8. What aspect of the Yoruba culture do you find admirable, and which one do you find puzzling?

I find your long history, music, and family closeness admirable and the Abiku children idea puzzling. How would someone know that they had an Abiku child? What kinds of marks would they have? Would the child always die young, or could you prevent it?

9. If we were to give you a Yoruba name, which one will you like?

I would like to be called "Ayobami" because I have a joyful personality.

10. As a female author, have there been any special challenges ?

No, not because I am a female. I have had some disappointed readers who meet me in person and expect me to be black, or at least a brown person like my daughter. The biggest challenge is trying to promote a book with an African type country here in Maine, especially when some bookstores put my books in with the Maine writers, among the books that have covers with lighthouses, pine trees, and snowy scenes.

11. Who is your favourite female author and one that has most influence on you?

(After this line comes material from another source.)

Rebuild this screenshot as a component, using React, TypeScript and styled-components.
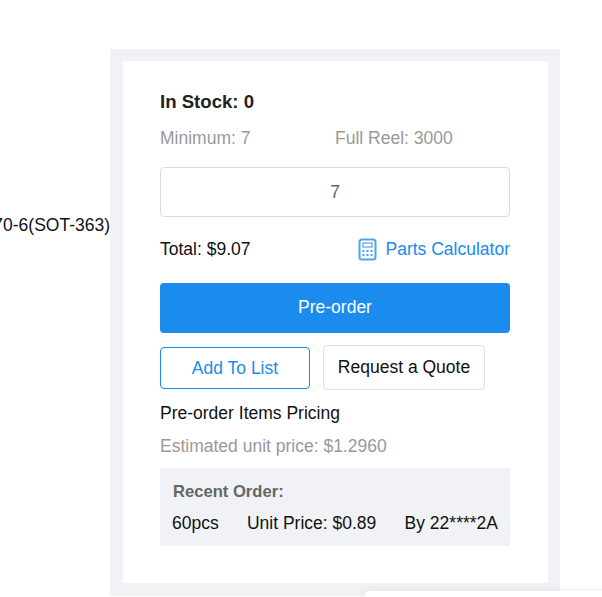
import React from 'react';
import styled, { createGlobalStyle } from 'styled-components';

// ----------
// Style
// ----------

const blue = '#1b8bee';
const iconBlue = '#4ba3f2';
const gray = '#999999';
const bodySize = '17.5px';

const GlobalStyle = createGlobalStyle`
  html, body {
    margin: 0;
    padding: 0;
    background: #fff;
    overflow: hidden;
  }

  body {
    font-family: 'Liberation Sans', Arial, sans-serif;
    color: #161616;
  }
`;

const Page = styled.div`
  position: relative;
  width: 602px;
  height: 597px;
  overflow: hidden;
  display: flex;
  align-items: flex-start;
  padding-top: 49px;
  box-sizing: border-box;
`;

const PackageColumn = styled.div`
  width: 110px;
  flex: none;
  overflow: hidden;
  display: flex;
  justify-content: flex-end;
  padding-top: 166px;
  font-size: ${bodySize};
  line-height: 20px;
  white-space: nowrap;
  color: #111;
`;

const Panel = styled.div`
  width: 450px;
  height: 547px;
  flex: none;
  box-sizing: border-box;
  background: #f0f2f6;
  padding: 12px 12px 13px 13px;
`;

const Card = styled.div`
  height: 522px;
  box-sizing: border-box;
  background: #fff;
  padding: 30px 38px 0 37px;
`;

const StockTitle = styled.div`
  font-size: 18.6px;
  font-weight: bold;
  line-height: 22px;
  color: #222;
`;

const InfoRow = styled.div`
  display: flex;
  margin-top: 15px;
  font-size: ${bodySize};
  line-height: 20px;
  color: ${gray};
`;

const InfoCell = styled.div`
  width: 175px;
`;

const QuantityInput = styled.div`
  margin-top: 19px;
  height: 50px;
  box-sizing: border-box;
  border: 1px solid #dcdcdc;
  border-radius: 4px;
  display: flex;
  align-items: center;
  justify-content: center;
  font-size: ${bodySize};
  color: #666;
`;

const TotalRow = styled.div`
  margin-top: 19px;
  height: 26px;
  display: flex;
  align-items: center;
  justify-content: space-between;
  font-size: ${bodySize};
  color: #111;
`;

const CalculatorLink = styled.a`
  display: flex;
  align-items: center;
  gap: 9px;
  color: ${blue};
`;

const PreOrderButton = styled.div`
  margin-top: 21px;
  height: 50px;
  box-sizing: border-box;
  padding-bottom: 2px;
  border-radius: 4px;
  background: ${blue};
  color: #fff;
  font-size: ${bodySize};
  display: flex;
  align-items: center;
  justify-content: center;
`;

const ButtonRow = styled.div`
  margin-top: 12px;
  display: flex;
  align-items: flex-start;
  gap: 13px;
`;

const OutlineButton = styled.div<{ $primary?: boolean }>`
  box-sizing: border-box;
  margin-top: ${(p) => (p.$primary ? '2px' : '0')};
  width: ${(p) => (p.$primary ? '150px' : '162px')};
  height: ${(p) => (p.$primary ? '42px' : '45px')};
  border: 1px solid ${(p) => (p.$primary ? blue : '#e0e0e0')};
  border-radius: 4px;
  color: ${(p) => (p.$primary ? blue : '#111')};
  font-size: ${bodySize};
  display: flex;
  align-items: center;
  justify-content: center;
`;

const PricingTitle = styled.div`
  margin-top: 13px;
  font-size: ${bodySize};
  line-height: 20px;
  color: #111;
`;

const EstimatedPrice = styled.div`
  margin-top: 13px;
  font-size: ${bodySize};
  line-height: 20px;
  color: ${gray};
`;

const RecentOrder = styled.div`
  margin-top: 12px;
  height: 78px;
  box-sizing: border-box;
  background: #f0f2f6;
  padding: 14px 12px 0 12px;
  font-size: ${bodySize};
  line-height: 20px;
`;

const RecentTitle = styled.div`
  padding-left: 1px;
  font-size: 16.6px;
  font-weight: bold;
  color: #666;
`;

const RecentRow = styled.div`
  margin-top: 11px;
  display: flex;
  justify-content: space-between;
  color: #111;
`;

const FloatingSheet = styled.div`
  position: absolute;
  left: 363px;
  top: 591px;
  width: 260px;
  height: 40px;
  background: #fff;
  border-radius: 8px 0 0 0;
  box-shadow: 0 0 10px rgba(0, 0, 0, 0.07);
`;

// ----------

const CalculatorIcon: React.FC = () => (
  <svg width="19" height="23" viewBox="0 0 19 23" fill="none">
    <rect x="1.5" y="1.5" width="16" height="20" rx="2.5" stroke={iconBlue} strokeWidth="2" />
    <rect x="5" y="5" width="9" height="4" stroke={iconBlue} strokeWidth="1.2" />
    {[5.5, 9.5, 13.5].map((cx) =>
      [13, 17].map((cy) => <rect key={`${cx}-${cy}`} x={cx - 1} y={cy - 1} width="2" height="2" fill={iconBlue} />),
    )}
  </svg>
);

const App: React.FC = () => (
  <Page>
    <GlobalStyle />
    <PackageColumn>70-6(SOT-363)</PackageColumn>
    <Panel>
      <Card>
        <StockTitle>In Stock: 0</StockTitle>
        <InfoRow>
          <InfoCell>Minimum: 7</InfoCell>
          <InfoCell>Full Reel: 3000</InfoCell>
        </InfoRow>
        <QuantityInput>7</QuantityInput>
        <TotalRow>
          <span>Total: $9.07</span>
          <CalculatorLink>
            <CalculatorIcon />
            Parts Calculator
          </CalculatorLink>
        </TotalRow>
        <PreOrderButton>Pre-order</PreOrderButton>
        <ButtonRow>
          <OutlineButton $primary>Add To List</OutlineButton>
          <OutlineButton>Request a Quote</OutlineButton>
        </ButtonRow>
        <PricingTitle>Pre-order Items Pricing</PricingTitle>
        <EstimatedPrice>Estimated unit price: $1.2960</EstimatedPrice>
        <RecentOrder>
          <RecentTitle>Recent Order:</RecentTitle>
          <RecentRow>
            <span>60pcs</span>
            <span>Unit Price: $0.89</span>
            <span>By 22****2A</span>
          </RecentRow>
        </RecentOrder>
      </Card>
    </Panel>
    <FloatingSheet />
  </Page>
);

export default App;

Jane Austen is my favorite female author because she wrote about family and relationships. My books are basically about the Bridges family that is thrust into Fahdamin-Ra and have to go about ruling it like they are gods, and the relationships they develop with the Fahdamins. The author that has had the most influence on me is Stephen King, another Maine writer.

12. What do your children think of your books?

They were very proud when I got the first one published and continue to be interested in each one in the series. Since the main characters of Celestine and Joel are based on my daughter and son, they advise me on what Celestine or Joel would do. Sometimes I read parts of my manuscripts to them and they disagree strongly with what I wrote, so I go and change it. They are usually right.